A jury found him guilty in just 10 minutes, and in 2003 sentenced him to death. Many of his later appeals centered on claims he didn’t have good enough legal representation earlier in the case, but in the final days before his Thursday execution he raised claims about parole board procedures and the prison’s reluctance to let him film a clemency plea.

Born in Mexico, Ochoa was raised by a father who beat him with sticks and branches but, he later told the court, “not a lot.”

In the early 1990s, Ochoa married his wife Cecilia and settled in a home in South Dallas, according to Associated Press reports. It was a volatile relationship, with occasional separations. Then sometime around 2000 Ochoa became addicted to drugs, financing a crack habit with an illegal loan scheme, according to court records.

One Sunday in August two years later, Ochoa went to church with his family. On the way home, he asked his wife for money to buy drugs. She gave in, and he bought a $10 rock of crack, according to court records. He went out back to smoke it, then walked into the bedroom — and came back out with a 9mm handgun. He walked into the living room, where he systematically shot his wife, their 9-month-old daughter Anahi, his father-in-law Bartolo and his sisters-in-law Alma and Jackie. He then walked into the kitchen and shot his 7-year-old daughter Crystal four times.

Only Alma survived.

Afterward, Ochoa got in his wife’s Toyota 4Runner and drove away. When police stopped and arrested him minutes later at a nearby shopping center, he told the officer where he’d left the gun and gave a detailed written confession.
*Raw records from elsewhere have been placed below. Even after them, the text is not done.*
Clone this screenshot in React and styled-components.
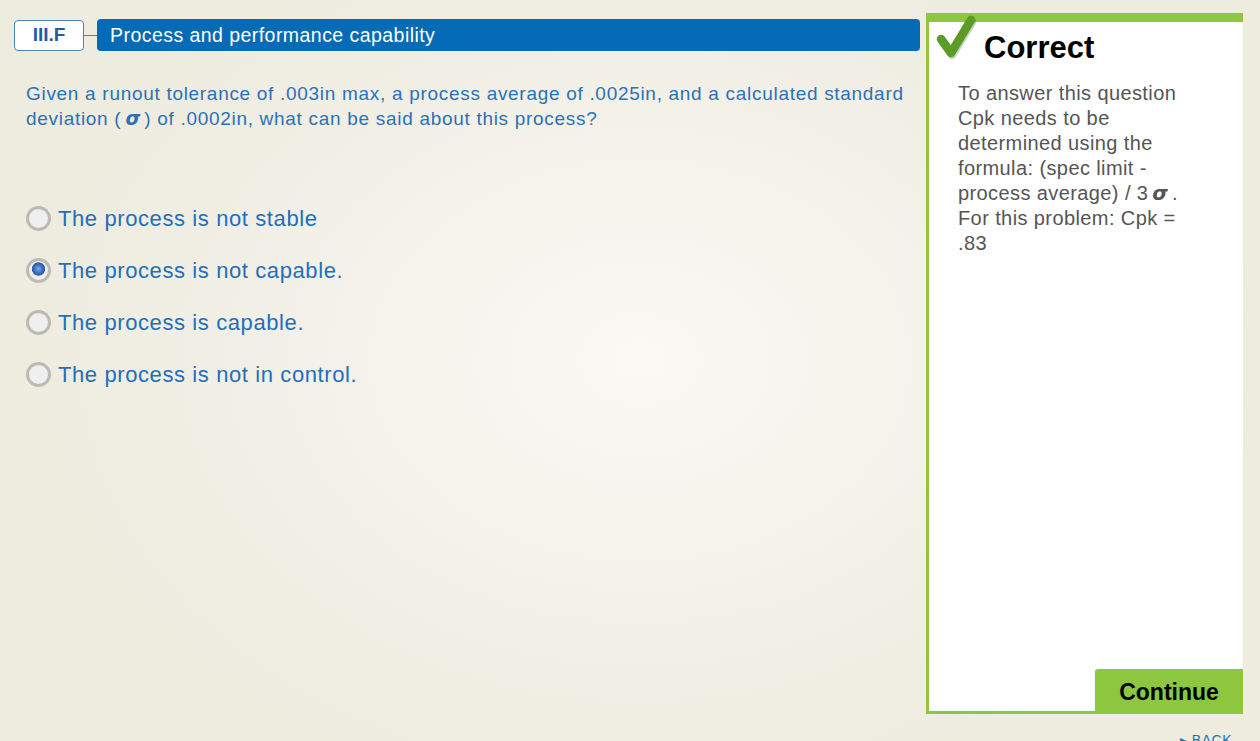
import styled, { createGlobalStyle } from "styled-components";

const GlobalStyle = createGlobalStyle`
  html, body {
    margin: 0;
    padding: 0;
    overflow: hidden;
  }
  body {
    font-family: "Liberation Sans", Arial, sans-serif;
    background: #eeebdf;
  }
`

const options = [
  "The process is not stable",
  "The process is not capable.",
  "The process is capable.",
  "The process is not in control.",
]

const Sigma = () => <SigmaGlyph>σ</SigmaGlyph>

export default function App() {
  return (
    <>
      <GlobalStyle />
      <Page>
        <Main>
          <QuestionColumn>
            <HeaderRow>
              <Badge>III.F</Badge>
              <Connector />
              <TitleBar>Process and performance capability</TitleBar>
            </HeaderRow>
            <Question>
              Given a runout tolerance of .003in max, a process average of .0025in, and a calculated standard
              deviation (<Sigma />) of .0002in, what can be said about this process?
            </Question>
            <OptionList>
              {options.map((text, i) => (
                <Option key={text}>
                  <Radio $checked={i === 1} />
                  {text}
                </Option>
              ))}
            </OptionList>
          </QuestionColumn>

          <FeedbackPanel>
            <Check viewBox="0 0 40 44">
              <path d="M5 24 L15 38 L35 5" fill="none" stroke="#3f7418" strokeWidth="9"
                strokeLinecap="round" strokeLinejoin="round" opacity="0.3" transform="translate(1 1.5)" />
              <path d="M5 24 L15 38 L35 5" fill="none" stroke="#5b9b26" strokeWidth="8.5"
                strokeLinecap="round" strokeLinejoin="round" />
            </Check>
            <FeedbackTitle>Correct</FeedbackTitle>
            <FeedbackText>
              To answer this question Cpk needs to be determined using the formula: (spec limit - process
              average) / 3<Sigma />. For this problem: Cpk = .83
            </FeedbackText>
            <ContinueRow>
              <ContinueButton type="button">Continue</ContinueButton>
            </ContinueRow>
          </FeedbackPanel>
        </Main>
        <Footer>
          <BackLink>▸ BACK</BackLink>
        </Footer>
      </Page>
    </>
  )
}

// Styled components

const Page = styled.div`
  height: 741px;
  display: flex;
  flex-direction: column;
  background: radial-gradient(ellipse 620px 460px at 640px 360px, #faf9f4 0%, #f4f2ea 45%, #eeebdf 100%);
`

const Main = styled.div`
  display: flex;
  padding: 13px 17px 0 14px;
  gap: 6px;
`

const QuestionColumn = styled.div`
  width: 906px;
  padding-top: 6px;
`

const HeaderRow = styled.div`
  display: flex;
  align-items: center;
  height: 32px;
`

const Badge = styled.div`
  box-sizing: border-box;
  width: 70px;
  height: 31px;
  border: 1px solid #4a84bd;
  border-radius: 4px;
  background: #fff;
  color: #1f5e9e;
  font-weight: 700;
  font-size: 19px;
  display: flex;
  align-items: center;
  justify-content: center;
`

const Connector = styled.div`
  width: 13px;
  height: 1px;
  background: #4a84bd;
`

const TitleBar = styled.div`
  flex: 1;
  height: 32px;
  border-radius: 4px;
  background: #056bb6;
  color: #fff;
  font-size: 19.5px;
  letter-spacing: 0.45px;
  display: flex;
  align-items: center;
  padding-left: 13px;
`

const Question = styled.p`
  margin: 30px 0 0 12px;
  width: 890px;
  color: #2b72b6;
  font-size: 19px;
  letter-spacing: 0.7px;
  line-height: 25px;
`

const SigmaGlyph = styled.span`
  font-family: "DejaVu Sans", sans-serif;
  font-weight: 700;
  font-style: italic;
  letter-spacing: 0;
  margin: 0 4px;
`

const OptionList = styled.div`
  margin: 74px 0 0 12px;
  display: flex;
  flex-direction: column;
  gap: 25px;
`

const Option = styled.label`
  display: flex;
  align-items: center;
  gap: 7px;
  height: 27px;
  color: #1e6fbd;
  font-size: 22px;
  letter-spacing: 0.6px;
`

const Radio = styled.span`
  box-sizing: border-box;
  width: 25px;
  height: 25px;
  border-radius: 50%;
  border: 3px solid #bcbab3;
  background: ${p => p.$checked
    ? "radial-gradient(circle at 50% 42%, #7aa7e6 0, #3466b5 5px, #2c5ea8 6.3px, #efefef 7px)"
    : "#efefef"};
  flex-shrink: 0;
`

const FeedbackPanel = styled.div`
  position: relative;
  box-sizing: border-box;
  width: 317px;
  height: 701px;
  background: #fff;
  border-top: 9px solid #8dc63f;
  border-left: 3px solid #8dc63f;
  border-bottom: 3px solid #8dc63f;
  display: flex;
  flex-direction: column;
`

const Check = styled.svg`
  position: absolute;
  left: 7px;
  top: -7px;
  width: 40px;
  height: 44px;
`

const FeedbackTitle = styled.h2`
  margin: 8px 0 0 55px;
  font-size: 31px;
  font-weight: 700;
  color: #000;
  line-height: 36px;
`

const FeedbackText = styled.p`
  margin: 15px 0 0 29px;
  width: 236px;
  color: #555;
  font-size: 20px;
  letter-spacing: 0.4px;
  line-height: 25px;
  flex: 1;
`

const ContinueRow = styled.div`
  display: flex;
  justify-content: flex-end;
`

const ContinueButton = styled.button`
  width: 148px;
  height: 42px;
  border: none;
  border-radius: 3px 0 0 0;
  background: #8dc63f;
  color: #000;
  font-family: "Liberation Sans", Arial, sans-serif;
  font-size: 23px;
  font-weight: 700;
  padding-top: 6px;
  cursor: pointer;
`

const Footer = styled.div`
  display: flex;
  justify-content: flex-end;
  padding: 18px 28px 0 0;
`

const BackLink = styled.a`
  color: #1e6fbd;
  font-size: 14px;
  letter-spacing: 0.5px;
`
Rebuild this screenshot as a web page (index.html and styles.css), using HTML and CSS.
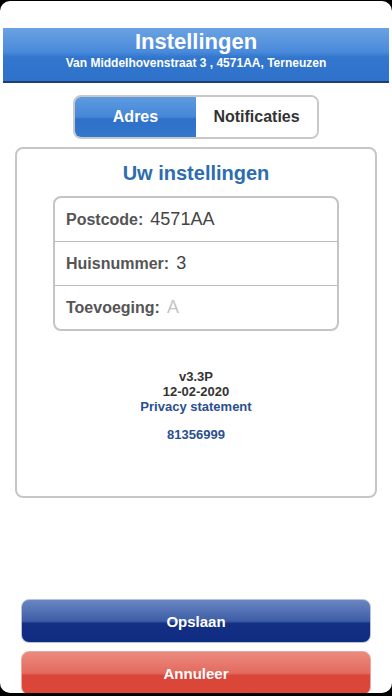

When the case went to trial, his lawyers argued that he’d committed the slayings in a cocaine-induced delirium, and that he had poor impulse control due to frontal lobe damage from drug use.

Prosecutors argued that he’d simply acted out of anger.

After he was convicted and sent to death row, Ochoa filed appeals accusing his trial team of shoddy work. The defense investigator responsible for learning about Ochoa’s life and uncovering reasons to spare him didn’t speak the same language as many of the witnesses she was supposed to interview, he argued to a federal court. The judge had only approved her appointment at the last minute, and the trial attorneys didn’t ask for more time until it was too late.

But a federal district court decided that it wasn’t clear more investigating would “substantially improve” Ochoa’s chances of success, and a federal appeals court said Ochoa’s attorneys were “simply seeking to ‘turn over every stone’” when they asked for the time and money to get another investigator.

“No stones, in fact, have been turned over, because of the lack of funds,” Ochoa’s lawyers wrote. “Far from quality representation, Mr. Ochoa has only had counsel deprived of any means to effectuate his representation.”

The U.S. Supreme Court turned down Ochoa’s case in October 2019, but on Wednesday his attorneys tried again in the high court. This time, his legal team wrote that he wanted to send the parole board a video plea for clemency - but the prison system at first wouldn’t let his lawyers film him without a court order. Reporters are often allowed to film interviews, and Ochoa’s lawyers took issue with the prison’s initial reluctance to allow them the same access.